Веселящейся гурьбой мы двинулись к главному залу.
Давным-давно, еще во времена, когда Спящие ходили по нашей земле, княжьи хоромы выстроили вокруг огромного белого дерева. Старики говорят - боги называли его Светлым Ясенем. И будто бы сами боги принесли сей росток и посадили на месте будущего города.
Под сенью разросшегося древа, сказывают, был разбит прекрасный сад, где вечно цвели прекрасные цветы и птицы не боялись вкушать пищу с рук людей. И именно в честь того, принесенного богами саженца, град и назван был.
Потом боги уснули. Светлый Ясень не пережил первую же суровую зиму. А весной, во время грозы, гигантская молния расколола ствол гиганта. Так, согласно орейским легендам, в брошенный мир, к смерти, голоду и болезням, пришла еще и боль - последний из прощальных подарков Спящих.
Старый Белый и первый Ростокский князь Равор Горестный из пня умершего ясеня приказали вырубить два трона, сидя на которых и провозгласили Ряду. Со временем колючие огрызки покореженных роз вырубили, землю замостили спилами того самого древа и над бывшим волшебным садом построили крышу.
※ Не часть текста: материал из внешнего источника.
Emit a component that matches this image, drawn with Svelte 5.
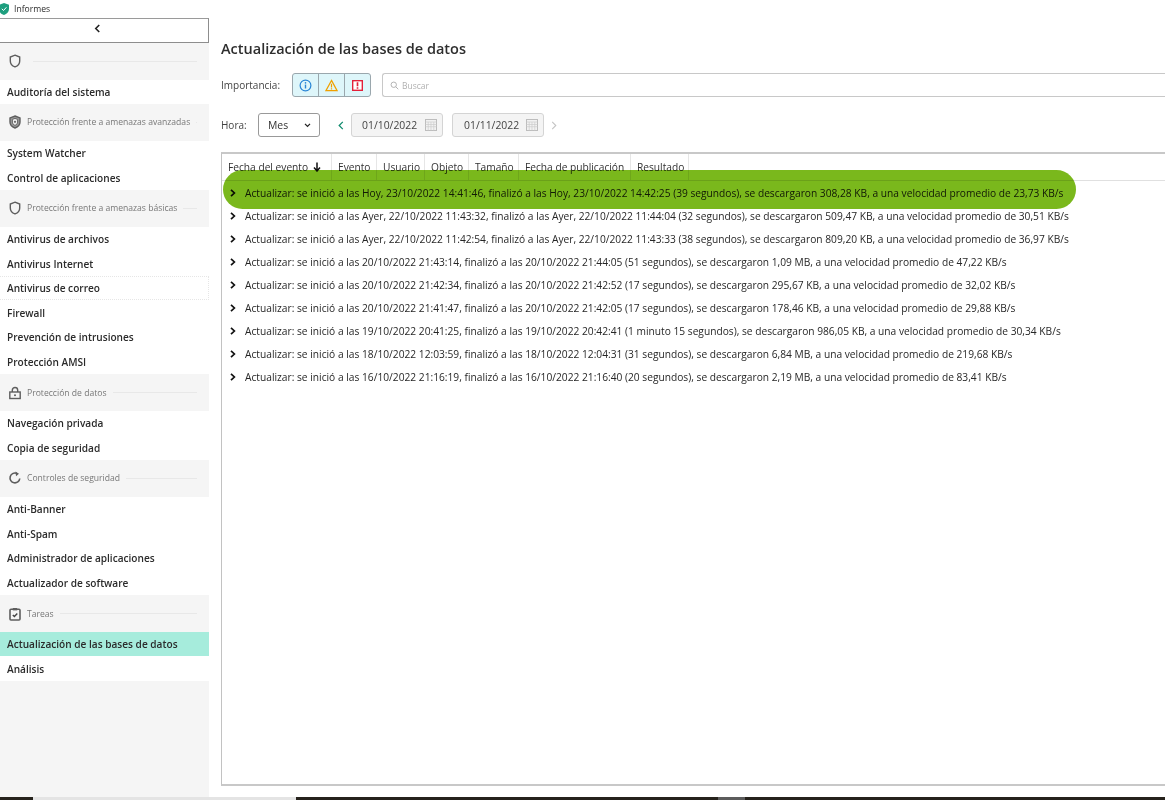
<script>
  const groups = [
    { icon: 'shield', label: '', items: ['Auditoría del sistema'], h: 'first' },
    { icon: 'shield2', label: 'Protección frente a amenazas avanzadas', items: ['System Watcher', 'Control de aplicaciones'] },
    { icon: 'shield', label: 'Protección frente a amenazas básicas', items: ['Antivirus de archivos', 'Antivirus Internet', 'Antivirus de correo', 'Firewall', 'Prevención de intrusiones', 'Protección AMSI'] },
    { icon: 'lock', label: 'Protección de datos', items: ['Navegación privada', 'Copia de seguridad'] },
    { icon: 'sync', label: 'Controles de seguridad', items: ['Anti-Banner', 'Anti-Spam', 'Administrador de aplicaciones', 'Actualizador de software'] },
    { icon: 'task', label: 'Tareas', items: ['Actualización de las bases de datos', 'Análisis'] }
  ];
  const columns = [
    { label: 'Fecha del evento', w: 110, sort: true },
    { label: 'Evento', w: 45 },
    { label: 'Usuario', w: 48 },
    { label: 'Objeto', w: 44 },
    { label: 'Tamaño', w: 50 },
    { label: 'Fecha de publicación', w: 112 },
    { label: 'Resultado', w: 58 }
  ];
  const rows = [
    'Actualizar: se inició a las Hoy, 23/10/2022 14:41:46, finalizó a las Hoy, 23/10/2022 14:42:25 (39 segundos), se descargaron 308,28 KB, a una velocidad promedio de 23,73 KB/s',
    'Actualizar: se inició a las Ayer, 22/10/2022 11:43:32, finalizó a las Ayer, 22/10/2022 11:44:04 (32 segundos), se descargaron 509,47 KB, a una velocidad promedio de 30,51 KB/s',
    'Actualizar: se inició a las Ayer, 22/10/2022 11:42:54, finalizó a las Ayer, 22/10/2022 11:43:33 (38 segundos), se descargaron 809,20 KB, a una velocidad promedio de 36,97 KB/s',
    'Actualizar: se inició a las 20/10/2022 21:43:14, finalizó a las 20/10/2022 21:44:05 (51 segundos), se descargaron 1,09 MB, a una velocidad promedio de 47,22 KB/s',
    'Actualizar: se inició a las 20/10/2022 21:42:34, finalizó a las 20/10/2022 21:42:52 (17 segundos), se descargaron 295,67 KB, a una velocidad promedio de 32,02 KB/s',
    'Actualizar: se inició a las 20/10/2022 21:41:47, finalizó a las 20/10/2022 21:42:05 (17 segundos), se descargaron 178,46 KB, a una velocidad promedio de 29,88 KB/s',
    'Actualizar: se inició a las 19/10/2022 20:41:25, finalizó a las 19/10/2022 20:42:41 (1 minuto 15 segundos), se descargaron 986,05 KB, a una velocidad promedio de 30,34 KB/s',
    'Actualizar: se inició a las 18/10/2022 12:03:59, finalizó a las 18/10/2022 12:04:31 (31 segundos), se descargaron 6,84 MB, a una velocidad promedio de 219,68 KB/s',
    'Actualizar: se inició a las 16/10/2022 21:16:19, finalizó a las 16/10/2022 21:16:40 (20 segundos), se descargaron 2,19 MB, a una velocidad promedio de 83,41 KB/s'
  ];
</script>

{#snippet calendar()}
  <svg class="cal" viewBox="0 0 12 12" width="12" height="12">
    <rect x="0.5" y="0.5" width="11" height="11" fill="#f2f2f2" stroke="#bdbdbd"/>
    <path d="M0.5 3h11M0.5 5.5h11M0.5 7.7h11M3.2 3v8.5M6 3v8.5M8.8 3v8.5" stroke="#cdcdcd" stroke-width="0.7" fill="none"/>
  </svg>
{/snippet}

{#snippet groupIcon(name)}
  <svg viewBox="0 0 14 14" width="14" height="14" fill="none" stroke="#5e5e5e" stroke-width="1.400">
    {#if name === 'shield'}
      <path d="M7 1.200 11.700 3v4c0 3-2 5-4.700 5.900C4.300 12 2.300 10 2.300 7V3z"/>
    {:else if name === 'shield2'}
      <path d="M7 1 12 2.900v4.200c0 3-2.200 5-5 5.900-2.800-.9-5-2.900-5-5.900V2.900z" fill="#999"/>
      <path d="M7 3.400 9.600 4.400v2.700c0 1.500-1 2.600-2.600 3.300-1.600-.7-2.600-1.800-2.600-3.300V4.400z" fill="#eee" stroke="#666" stroke-width="1"/>
      <circle cx="7" cy="6.800" r="1.100" fill="#666" stroke="none"/>
    {:else if name === 'lock'}
      <path d="M4.300 6V4.200a2.700 2.700 0 0 1 5.400 0V6" />
      <rect x="1.800" y="6" width="10.400" height="6.500" />
      <circle cx="7" cy="9.200" r="1" fill="#5e5e5e" stroke="none"/>
    {:else if name === 'sync'}
      <path d="M11.800 7.500A4.900 4.900 0 1 1 8.500 2.300" stroke-width="1.600"/>
      <path d="M7.500 .5 11 2.800 8 5.200z" fill="#5e5e5e" stroke="none"/>
    {:else}
      <rect x="2" y="2.300" width="10" height="10.700" rx="1" stroke-width="1.600"/>
      <rect x="4.800" y="1" width="4.400" height="2.400" fill="#5e5e5e" stroke="none"/>
      <path d="M4.800 8 6.400 9.600 9.300 6.500" stroke="#444"/>
    {/if}
  </svg>
{/snippet}

<div class="app">
  <header class="titlebar">
    <svg class="logo" viewBox="0 0 10 12" width="10" height="12">
      <path d="M5 0 10 1.800V6c0 3-2.200 4.900-5 6-2.800-1.100-5-3-5-6V1.800z" fill="#1e9f7f"/>
      <path d="M2.800 5.800 4.500 7.500 7.400 4.300" fill="none" stroke="#fff" stroke-width="1"/>
    </svg>
    <span>Informes</span>
  </header>

  <div class="body">
    <aside class="sidebar">
      <button class="collapse" aria-label="Contraer">
        <svg viewBox="0 0 8 10" width="7" height="9"><path d="M6 1 2 5l4 4" fill="none" stroke="#222" stroke-width="1.800"/></svg>
      </button>
      {#each groups as g}
        <div class="group" class:tall={g.h === 'first'}>
          <span class="gicon">{@render groupIcon(g.icon)}</span>
          {#if g.label}<span class="glabel">{g.label}</span>{/if}
          <span class="gline"></span>
        </div>
        {#each g.items as item}
          <div class="item" class:active={item === 'Actualización de las bases de datos'} class:dotted={item === 'Antivirus de correo'}>{item}</div>
        {/each}
      {/each}
      <div class="rest"></div>
    </aside>

    <main class="main">
      <h1>Actualización de las bases de datos</h1>

      <div class="filter">
        <span class="lbl">Importancia:</span>
        <div class="levels">
          <span class="lvl">
            <svg viewBox="0 0 14 14" width="13" height="13"><circle cx="7" cy="7" r="5.800" fill="none" stroke="#2a86d6" stroke-width="1.300"/><path d="M7 6v4.200" stroke="#2a86d6" stroke-width="1.500"/><circle cx="7" cy="4.100" r=".9" fill="#2a86d6"/></svg>
          </span>
          <span class="lvl">
            <svg viewBox="0 0 14 14" width="13" height="13"><path d="M7 1.500 13 12.500H1z" fill="none" stroke="#f0a000" stroke-width="1.300"/><path d="M7 5.200v4M7 10v1.300" stroke="#f0a000" stroke-width="1.300"/></svg>
          </span>
          <span class="lvl">
            <svg viewBox="0 0 12 12" width="11" height="11"><rect x=".75" y=".75" width="10.500" height="10.500" fill="#fff" stroke="#e3203a" stroke-width="1.500"/><path d="M6 2.500v4.300M6 8v1.600" stroke="#e3203a" stroke-width="1.800"/></svg>
          </span>
        </div>
        <div class="search">
          <svg viewBox="0 0 12 12" width="9" height="9"><circle cx="5" cy="5" r="3.600" fill="none" stroke="#aaa" stroke-width="1.200"/><path d="M7.700 7.700 11 11" stroke="#aaa" stroke-width="1.200"/></svg>
          <span>Buscar</span>
        </div>
      </div>

      <div class="filter time">
        <span class="lbl">Hora:</span>
        <div class="select">
          <span>Mes</span>
          <svg viewBox="0 0 8 6" width="7" height="5"><path d="M1 1l3 3 3-3" fill="none" stroke="#222" stroke-width="1.500"/></svg>
        </div>
        <svg class="prev" viewBox="0 0 6 10" width="6" height="9"><path d="M5 1 1 5l4 4" fill="none" stroke="#0f8a6d" stroke-width="1.400"/></svg>
        <div class="date"><span>01/10/2022</span>{@render calendar()}</div>
        <div class="date"><span>01/11/2022</span>{@render calendar()}</div>
        <svg class="next" viewBox="0 0 6 10" width="6" height="9"><path d="M1 1l4 4-4 4" fill="none" stroke="#c4c4c4" stroke-width="1.200"/></svg>
      </div>

      <section class="table">
        <div class="thead">
          {#each columns as c}
            <span class="th" style="width:{c.w}px">
              {c.label}
              {#if c.sort}
                <svg viewBox="0 0 8 10" width="8" height="10"><path d="M4 .5v8M1 5.500 4 9l3-3.500" fill="none" stroke="#111" stroke-width="1.500"/></svg>
              {/if}
            </span>
          {/each}
        </div>
        <div class="tbody">
          {#each rows as r}
            <div class="row">
              <svg viewBox="0 0 6 8" width="6" height="8"><path d="M1 .8 4.400 4 1 7.200" fill="none" stroke="#111" stroke-width="1.700"/></svg>
              <span>{r}</span>
            </div>
          {/each}
        </div>
        <div class="marker"></div>
      </section>
    </main>
  </div>

  <footer class="strip">
    <span class="dark s1"></span><span class="light s2"></span><span class="dark s3"></span><span class="gray s4"></span><span class="dark s5"></span>
  </footer>
</div>

<style>
  :global(body) {
    margin: 0;
    background: #fff;
    font-family: "Open Sans", "Noto Sans", "Liberation Sans", sans-serif;
    color: #2a2a2a;
  }
  .app {
    width: 1165px;
    height: 800px;
    display: flex;
    flex-direction: column;
    overflow: hidden;
  }
  .titlebar {
    height: 18px;
    display: flex;
    align-items: center;
    gap: 5px;
    font-size: 8.600px;
    font-weight: 500;
    color: #2b2b2b;
    flex: none;
  }
  .logo { margin-left: -1px; margin-top: -1px; }
  .body { flex: 1; display: flex; min-height: 0; }
  .sidebar {
    width: 209px;
    flex: none;
    display: flex;
    flex-direction: column;
  }
  .collapse {
    height: 24.500px;
    flex: none;
    padding: 0 13px 4px 0;
    background: #fff;
    border: 1px solid #8d8d8d;
    border-left: 0;
    border-top-color: #9a9a9a;
    display: flex;
    align-items: center;
    justify-content: center;
  }
  .group {
    height: 36.700px;
    flex: none;
    background: #f5f5f5;
    display: flex;
    align-items: center;
    padding: 0 12px 0 8px;
    font-size: 8.600px;
    color: #777;
  }
  .group.tall { height: 37px; }
  .group.tall .gicon { margin-right: 11px; }
  .gicon { width: 14px; height: 14px; display: flex; margin-right: 5px; flex: none; }
  .glabel { white-space: nowrap; margin-right: 6px; }
  .gline { flex: 1; height: 1px; background: #e8e8e8; }
  .item {
    height: 24.600px;
    flex: none;
    display: flex;
    align-items: center;
    padding-left: 7px;
    font-size: 10.100px;
    font-weight: 600;
    color: #2b2b2b;
    box-sizing: border-box;
  }
  .item.active { background: #a6ecdc; }
  .item.dotted { border: 1px dotted #e6e6e6; border-left: 0; padding-left: 7px; }
  .rest { flex: 1; background: #f5f5f5; }

  .main { flex: 1; min-width: 0; padding: 0 0 0 12px; display: flex; flex-direction: column; }
  h1 {
    margin: 21px 0 0;
    height: 20px;
    line-height: 20px;
    font-size: 14.500px;
    font-weight: 600;
    color: #2e2e2e;
  }
  .filter { display: flex; align-items: center; margin-top: 14px; height: 24px; flex: none; }
  .lbl { font-size: 10px; color: #444; width: 71px; flex: none; }
  .levels {
    display: flex;
    width: 79px;
    height: 24px;
    box-sizing: border-box;
    border: 1px solid #9aa7ad;
    border-radius: 3px;
    background: #def6fa;
    flex: none;
  }
  .lvl { flex: 1; display: flex; align-items: center; justify-content: center; }
  .lvl + .lvl { border-left: 1px solid #9aa7ad; }
  .search {
    margin-left: 11px;
    flex: 1;
    height: 24px;
    box-sizing: border-box;
    border: 1px solid #c8c8c8;
    border-right: 0;
    border-radius: 3px 0 0 3px;
    display: flex;
    align-items: center;
    gap: 3px;
    padding-left: 7px;
    font-size: 8.500px;
    color: #b0b0b0;
  }
  .time { margin-top: 16px; }
  .time .lbl { width: 37px; }
  .select {
    width: 62px;
    height: 24px;
    box-sizing: border-box;
    border: 1px solid #999;
    border-radius: 3px;
    display: flex;
    align-items: center;
    justify-content: space-between;
    padding: 0 8px 0 9px;
    font-size: 10.400px;
    color: #333;
    flex: none;
  }
  .prev { margin-left: 18px; margin-right: 7px; flex: none; }
  .date {
    width: 92px;
    height: 24px;
    box-sizing: border-box;
    border: 1px solid #d4d4d4;
    border-radius: 3px;
    background: #f4f4f4;
    display: flex;
    align-items: center;
    justify-content: space-between;
    padding: 0 5px 0 10px;
    font-size: 10.400px;
    color: #444;
    flex: none;
  }
  .date + .date { margin-left: 9px; padding-left: 11px; }
  .next { margin-left: 7px; flex: none; }
  .cal { flex: none; }

  .table {
    position: relative;
    margin-top: 15px;
    height: 634px;
    box-sizing: border-box;
    border: 1px solid #c2c2c2;
    border-top: 2px solid #c8c8c8;
    border-right: 0;
    border-bottom: 2px solid #c8c8c8;
    flex: none;
  }
  .thead {
    height: 27px;
    display: flex;
    border-bottom: 1px solid #e0e0e0;
    box-sizing: border-box;
    font-size: 10.200px;
    color: #333;
  }
  .th {
    display: flex;
    align-items: center;
    gap: 5px;
    padding-left: 6px;
    box-sizing: border-box;
    border-right: 1px solid #e6e6e6;
    white-space: nowrap;
    flex: none;
  }
  .row {
    height: 23.100px;
    display: flex;
    align-items: center;
    gap: 9px;
    padding-left: 8px;
    font-size: 10.210px;
    color: #262626;
    white-space: nowrap;
  }
  .row svg { flex: none; }
  .marker {
    position: absolute;
    left: 1px;
    top: 16px;
    width: 853px;
    height: 39px;
    border-radius: 20px;
    background: #7ab81c;
    mix-blend-mode: multiply;
  }
  .strip { height: 3px; display: flex; flex: none; }
  .dark { background: #26221c; }
  .light { background: #e4e4e4; }
  .gray { background: #5c5c5c; }
  .s1 { width: 33px; }
  .s2 { width: 263px; }
  .s3 { width: 422px; }
  .s4 { width: 27px; }
  .s5 { flex: 1; }
</style>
Раз в год, перед праздником Ветра, в Росток приезжали завоеватели из Леса, и тогда в Ясеневом зале ставили столы пиры пировать. По Спящим тризну справляли, прощальные подарки проклинали, да тут же и моего ветреного легконогого друга привечали. Сотни горожан да еще столько же гостей из других орейских земель - купцы рядом с воинами, мастеровые с военачальниками, князья с крестьянами - всем по чину было рядом сидеть, как свидетелям Ряды вечной.
С первыми звездами часть крыши над залом снимали - впускали ветер - и тогда сразу становилось ясно: кто празднику рад, а кто с корыстью какой-нибудь в княжий терем пришел. Холод ранней весны мигом выдувал остатки тепла и зубами не стучали только первые - обильно пищу вкушающие да питьем хмельным не пренебрегающие. Иные же, бывало, и трястись начинали.